Is Reddit A "Failed State"?

I can agree that Reddit is run by something like "warlords," I suppose -- by which I mean merely to note that it is driven by the libertechbrotarian subculture that once suffused the entire web and remains a noisy noisome minority with delusions of prevalence and viability. But Reddit as an online networked formation is so far from statelikeness that to call it a "failed state" is to court a misconstrual nearly as radical as any contention its bullying bigots might hold that they are making a successful go at freedom. Culture isn't government, so there are category errors lurking in such glib formulations -- which is pretty commonplace when so-called "libertarians" are making noises. T.C. Sottek implies in a recent piece in The Verge that Reddit wants to think of itself as a government in some sense, but that would be an impossible thing for them to be and hence a stupid thing for them to want to be, quite apart from the fact that I don't see much evidence that they really want to be anyway. If Reddit facilitates crimes they will discover soon enough, like generations of cocksure libertechbrotarians before them, that cyberspatial boasts to the weary giants of flesh and steel that "You have no sovereignty where we gather," don't particularly cut the mustard. There are moments, to be sure, when Reddit seems to want to seem a principled and respectable enterprise, although hardly in any really consistent way. And there is no question that Reddit attracts reactionaries and is run by enough reactionaries that they are slow to grasp that any aspirations to sustainable mainstream profitability are threatened by the reactionaries. Reddit has attracted eyeballs longer than I expected it to, so I have no predictions to make about all that. I must say I have always personally found the place pretty gross and dumb for the most part, and Sottek's exposures confirm longstanding impressions.

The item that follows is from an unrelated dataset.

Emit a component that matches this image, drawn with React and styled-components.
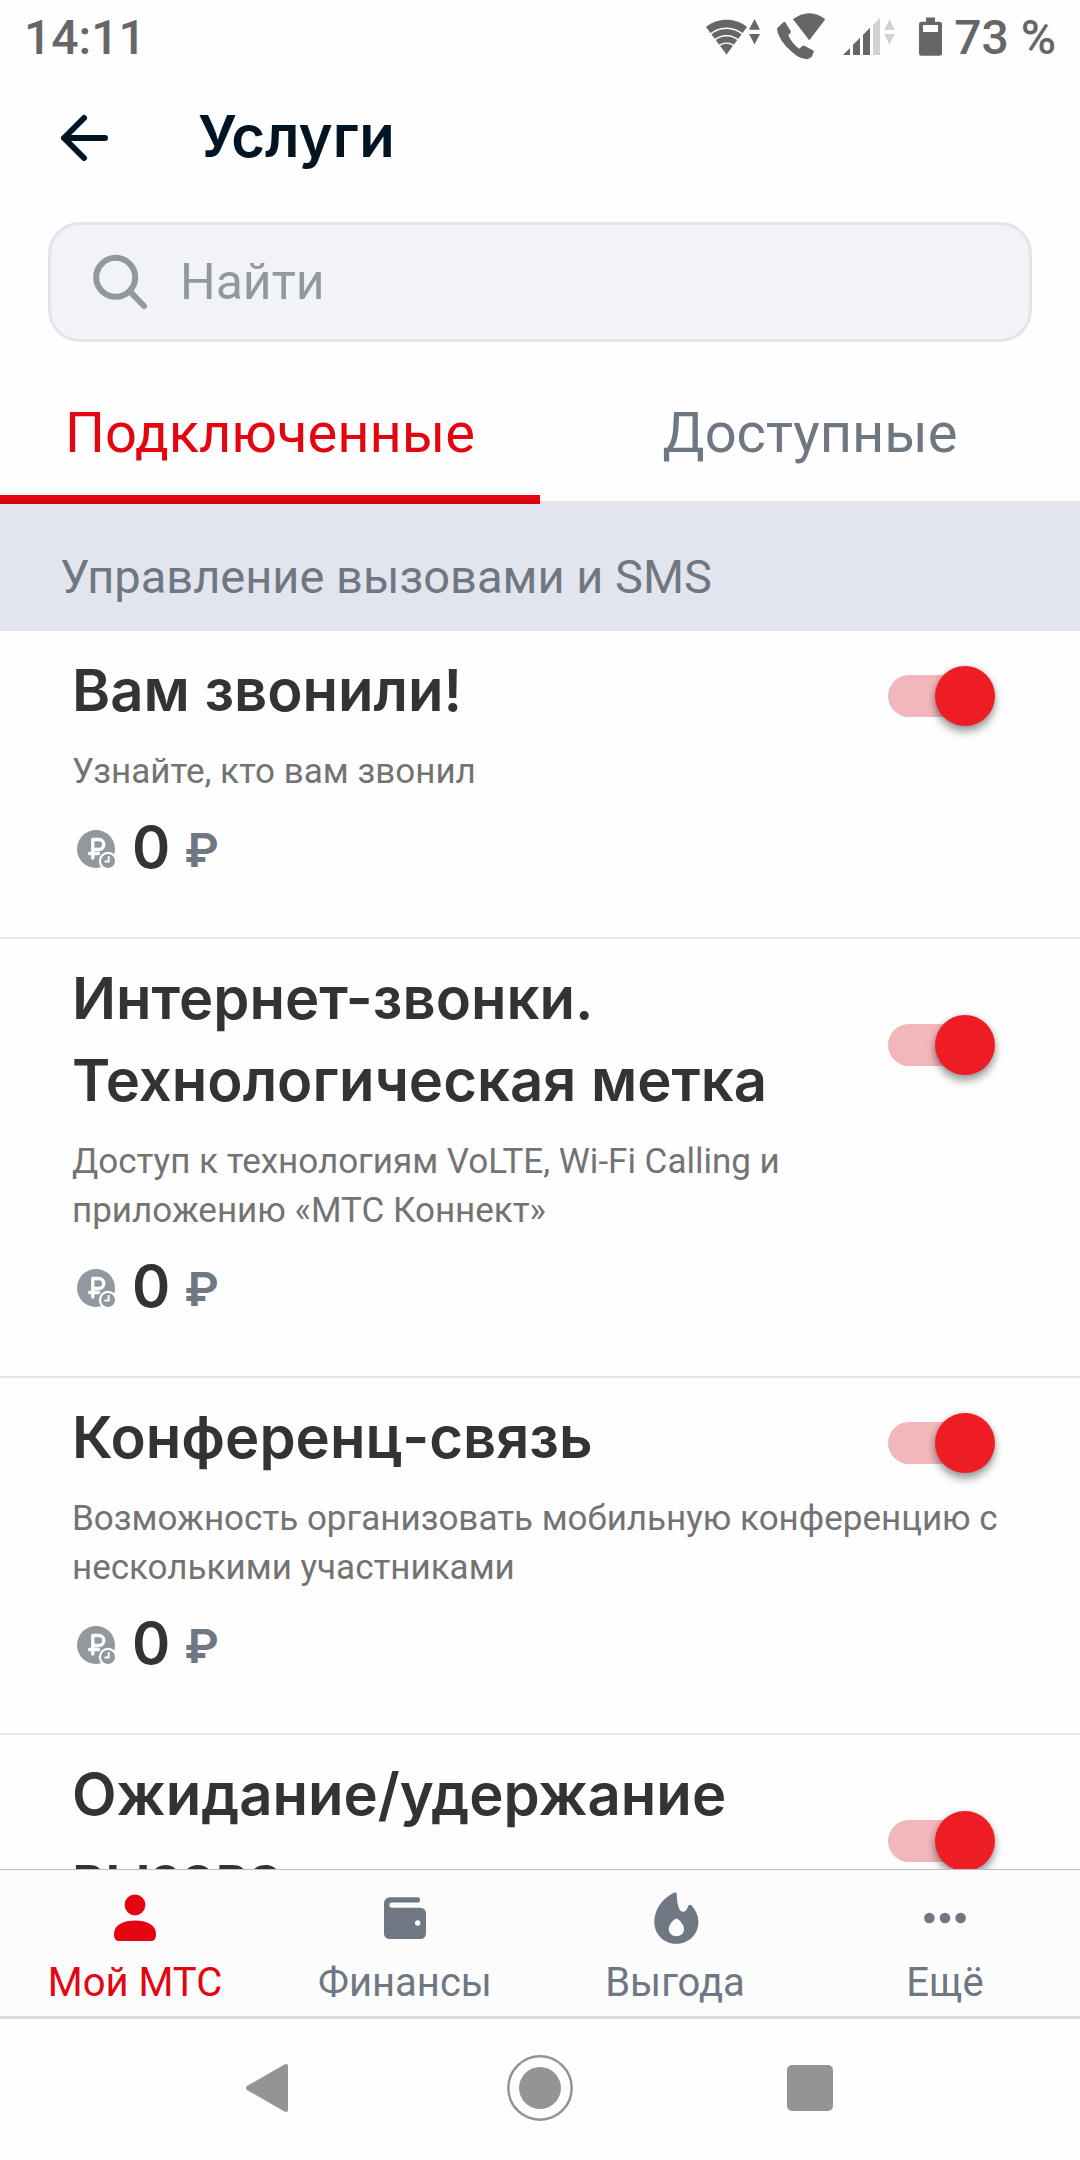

T.C. Sottek, "Reddit is a failed state: The 'front page of the internet' is run by warlords":
Reddit wants to be a techno-libertarian's wet dream, but in practice its a weak feudal system that's actually run by a small group of angry warlords who use "free speech" as a weapon. Reddit is mostly a nice place filled with nice people who run nice little communities, but there's virtually nothing keeping them safe from bullies like "John," a 33-year-old man who brazenly dispersed stolen private photos and then cried foul when The Washington Post published information about him. Reddit's government is more interested in protecting John than the women he harassed. [CEO Yishan] Wong wrote that "the role and responsibility of a government differs from that of a private corporation, in that it exercises restraint in the usage of its powers." Forgiving for a moment the fact that this statement is completely wrong, Reddit's justification for this special type of behavior is incoherent since it does exercise its powers to censor content and protect people, unless they are victims... Last time the company found itself here it was dealing with negative press over a couple of seedy communities that were distributing "creepshots:" sexualized photos taken of women, often in awkward or compromising positions, without their knowledge. Reddit allowed this to go on for some time, but only brought out the big guns when Gawker revealed the creepshot ring leader was a 49-year-old man named Michael Brutsch, because Reddit believes in free speech as long as it protects the unsavory men who keep exploitative content flowing. Even charities won't accept money from these men, but Reddit will. According to a report from Recode, Reddit's free speech zone, where men run wild over women's privacy and dignity, may be worth somewhere in the neighborhood of $500 million. If Reddit wants to be thought of as a government, we'll call it what it is: a failed state, unable to control what happens within its borders. At minimum, Reddit is a kleptocracy that speaks to lofty virtues while profiting from vice.